Reproduce all the lines below exactly and omit the images.

**COLLECTED MATERIAL**
-- start --
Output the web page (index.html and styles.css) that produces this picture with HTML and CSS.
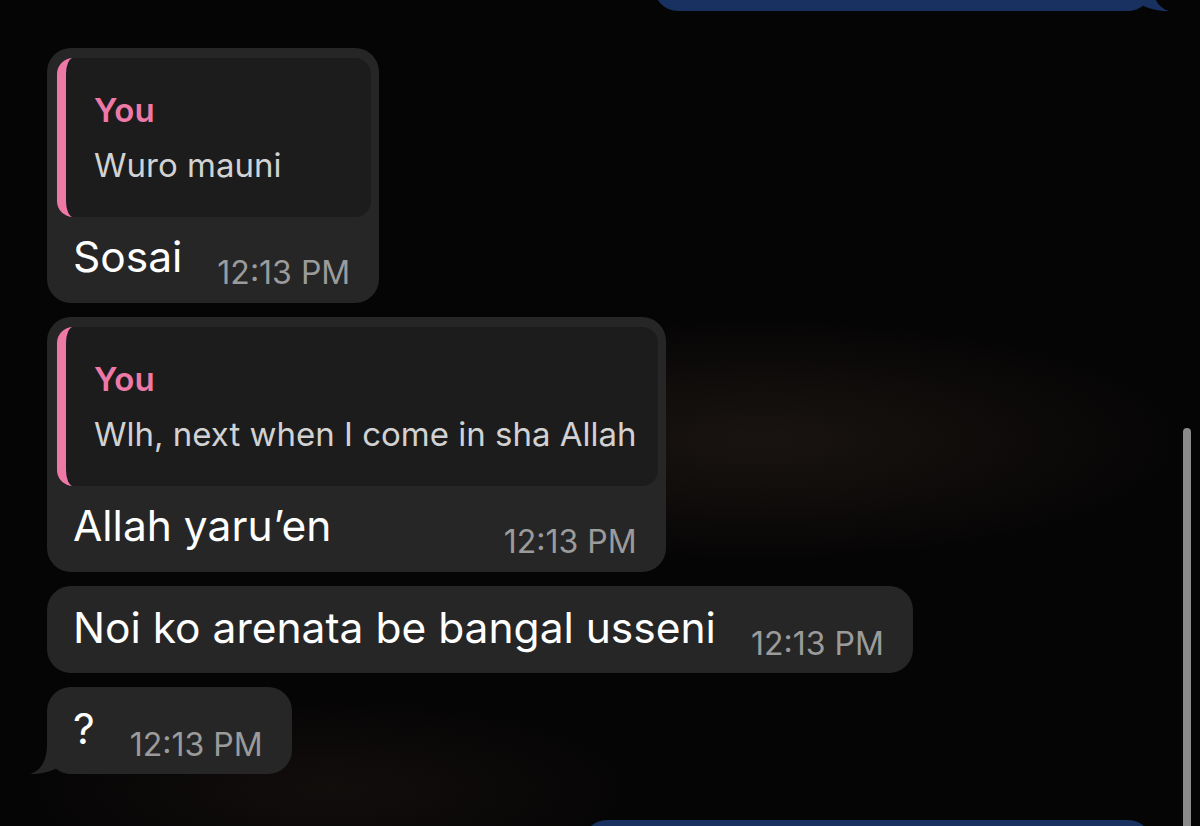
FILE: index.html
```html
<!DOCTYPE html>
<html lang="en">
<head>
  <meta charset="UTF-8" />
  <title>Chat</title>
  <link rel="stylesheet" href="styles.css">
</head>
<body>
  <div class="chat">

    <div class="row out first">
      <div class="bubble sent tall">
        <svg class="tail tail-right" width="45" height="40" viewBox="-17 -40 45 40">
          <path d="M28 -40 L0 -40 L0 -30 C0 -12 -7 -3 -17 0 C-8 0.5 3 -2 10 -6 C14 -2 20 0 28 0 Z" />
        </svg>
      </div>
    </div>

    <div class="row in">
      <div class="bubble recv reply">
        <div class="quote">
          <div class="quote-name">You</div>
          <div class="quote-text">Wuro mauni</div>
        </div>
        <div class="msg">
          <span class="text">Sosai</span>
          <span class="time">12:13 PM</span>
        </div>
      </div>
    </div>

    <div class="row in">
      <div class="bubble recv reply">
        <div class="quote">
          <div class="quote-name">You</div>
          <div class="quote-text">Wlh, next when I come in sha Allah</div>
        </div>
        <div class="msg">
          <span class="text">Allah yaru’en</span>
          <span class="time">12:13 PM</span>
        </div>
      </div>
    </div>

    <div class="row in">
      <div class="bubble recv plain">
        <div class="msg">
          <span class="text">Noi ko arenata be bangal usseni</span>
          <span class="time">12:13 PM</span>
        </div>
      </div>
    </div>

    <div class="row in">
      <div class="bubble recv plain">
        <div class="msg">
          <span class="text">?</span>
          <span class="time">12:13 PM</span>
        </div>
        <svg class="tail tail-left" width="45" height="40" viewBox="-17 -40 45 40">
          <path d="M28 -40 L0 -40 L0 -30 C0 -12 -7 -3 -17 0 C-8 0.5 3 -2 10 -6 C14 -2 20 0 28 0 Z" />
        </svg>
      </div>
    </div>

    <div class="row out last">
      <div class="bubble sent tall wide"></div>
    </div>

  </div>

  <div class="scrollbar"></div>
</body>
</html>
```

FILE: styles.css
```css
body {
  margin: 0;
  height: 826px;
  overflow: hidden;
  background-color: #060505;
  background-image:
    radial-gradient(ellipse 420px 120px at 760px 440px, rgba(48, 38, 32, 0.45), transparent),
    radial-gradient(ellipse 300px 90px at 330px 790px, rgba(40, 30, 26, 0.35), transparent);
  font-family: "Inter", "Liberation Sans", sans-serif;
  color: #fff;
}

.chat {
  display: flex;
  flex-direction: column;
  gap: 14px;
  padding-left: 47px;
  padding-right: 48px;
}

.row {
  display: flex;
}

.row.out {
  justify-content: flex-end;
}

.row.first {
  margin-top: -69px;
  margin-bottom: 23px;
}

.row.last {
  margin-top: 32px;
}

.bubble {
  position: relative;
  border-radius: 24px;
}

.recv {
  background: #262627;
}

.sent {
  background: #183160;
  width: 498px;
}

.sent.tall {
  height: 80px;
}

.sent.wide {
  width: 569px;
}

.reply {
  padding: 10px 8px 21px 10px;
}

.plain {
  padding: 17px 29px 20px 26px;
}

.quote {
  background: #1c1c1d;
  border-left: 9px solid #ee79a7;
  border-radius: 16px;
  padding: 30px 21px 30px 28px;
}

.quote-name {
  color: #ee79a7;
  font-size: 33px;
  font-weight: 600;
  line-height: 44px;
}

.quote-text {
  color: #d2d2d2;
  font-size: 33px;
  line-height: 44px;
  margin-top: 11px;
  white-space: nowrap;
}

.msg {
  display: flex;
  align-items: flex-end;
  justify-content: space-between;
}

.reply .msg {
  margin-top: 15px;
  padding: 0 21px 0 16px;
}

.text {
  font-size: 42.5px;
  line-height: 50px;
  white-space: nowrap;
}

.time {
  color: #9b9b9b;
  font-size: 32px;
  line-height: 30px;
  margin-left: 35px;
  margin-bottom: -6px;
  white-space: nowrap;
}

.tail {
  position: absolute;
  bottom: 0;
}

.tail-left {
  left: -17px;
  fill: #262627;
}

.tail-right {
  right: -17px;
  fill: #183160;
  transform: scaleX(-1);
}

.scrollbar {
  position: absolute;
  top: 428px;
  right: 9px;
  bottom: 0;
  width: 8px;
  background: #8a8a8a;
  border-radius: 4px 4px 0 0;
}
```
-- end --
**SOLUTION TO THIS TASK**
Output the web page (index.html and styles.css) that produces this picture with HTML and CSS.
FILE: index.html
```html
<!DOCTYPE html>
<html lang="en">
<head>
  <meta charset="UTF-8" />
  <title>Chat</title>
  <link rel="stylesheet" href="styles.css">
</head>
<body>
  <div class="chat">

    <div class="row out first">
      <div class="bubble sent tall">
        <svg class="tail tail-right" width="45" height="40" viewBox="-17 -40 45 40">
          <path d="M28 -40 L0 -40 L0 -30 C0 -12 -7 -3 -17 0 C-8 0.5 3 -2 10 -6 C14 -2 20 0 28 0 Z" />
        </svg>
      </div>
    </div>

    <div class="row in">
      <div class="bubble recv reply">
        <div class="quote">
          <div class="quote-name">You</div>
          <div class="quote-text">Wuro mauni</div>
        </div>
        <div class="msg">
          <span class="text">Sosai</span>
          <span class="time">12:13 PM</span>
        </div>
      </div>
    </div>

    <div class="row in">
      <div class="bubble recv reply">
        <div class="quote">
          <div class="quote-name">You</div>
          <div class="quote-text">Wlh, next when I come in sha Allah</div>
        </div>
        <div class="msg">
          <span class="text">Allah yaru’en</span>
          <span class="time">12:13 PM</span>
        </div>
      </div>
    </div>

    <div class="row in">
      <div class="bubble recv plain">
        <div class="msg">
          <span class="text">Noi ko arenata be bangal usseni</span>
          <span class="time">12:13 PM</span>
        </div>
      </div>
    </div>

    <div class="row in">
      <div class="bubble recv plain">
        <div class="msg">
          <span class="text">?</span>
          <span class="time">12:13 PM</span>
        </div>
        <svg class="tail tail-left" width="45" height="40" viewBox="-17 -40 45 40">
          <path d="M28 -40 L0 -40 L0 -30 C0 -12 -7 -3 -17 0 C-8 0.5 3 -2 10 -6 C14 -2 20 0 28 0 Z" />
        </svg>
      </div>
    </div>

    <div class="row out last">
      <div class="bubble sent tall wide"></div>
    </div>

  </div>

  <div class="scrollbar"></div>
</body>
</html>
```

FILE: styles.css
```css
body {
  margin: 0;
  height: 826px;
  overflow: hidden;
  background-color: #060505;
  background-image:
    radial-gradient(ellipse 420px 120px at 760px 440px, rgba(48, 38, 32, 0.45), transparent),
    radial-gradient(ellipse 300px 90px at 330px 790px, rgba(40, 30, 26, 0.35), transparent);
  font-family: "Inter", "Liberation Sans", sans-serif;
  color: #fff;
}

.chat {
  display: flex;
  flex-direction: column;
  gap: 14px;
  padding-left: 47px;
  padding-right: 48px;
}

.row {
  display: flex;
}

.row.out {
  justify-content: flex-end;
}

.row.first {
  margin-top: -69px;
  margin-bottom: 23px;
}

.row.last {
  margin-top: 32px;
}

.bubble {
  position: relative;
  border-radius: 24px;
}

.recv {
  background: #262627;
}

.sent {
  background: #183160;
  width: 498px;
}

.sent.tall {
  height: 80px;
}

.sent.wide {
  width: 569px;
}

.reply {
  padding: 10px 8px 21px 10px;
}

.plain {
  padding: 17px 29px 20px 26px;
}

.quote {
  background: #1c1c1d;
  border-left: 9px solid #ee79a7;
  border-radius: 16px;
  padding: 30px 21px 30px 28px;
}

.quote-name {
  color: #ee79a7;
  font-size: 33px;
  font-weight: 600;
  line-height: 44px;
}

.quote-text {
  color: #d2d2d2;
  font-size: 33px;
  line-height: 44px;
  margin-top: 11px;
  white-space: nowrap;
}

.msg {
  display: flex;
  align-items: flex-end;
  justify-content: space-between;
}

.reply .msg {
  margin-top: 15px;
  padding: 0 21px 0 16px;
}

.text {
  font-size: 42.5px;
  line-height: 50px;
  white-space: nowrap;
}

.time {
  color: #9b9b9b;
  font-size: 32px;
  line-height: 30px;
  margin-left: 35px;
  margin-bottom: -6px;
  white-space: nowrap;
}

.tail {
  position: absolute;
  bottom: 0;
}

.tail-left {
  left: -17px;
  fill: #262627;
}

.tail-right {
  right: -17px;
  fill: #183160;
  transform: scaleX(-1);
}

.scrollbar {
  position: absolute;
  top: 428px;
  right: 9px;
  bottom: 0;
  width: 8px;
  background: #8a8a8a;
  border-radius: 4px 4px 0 0;
}
```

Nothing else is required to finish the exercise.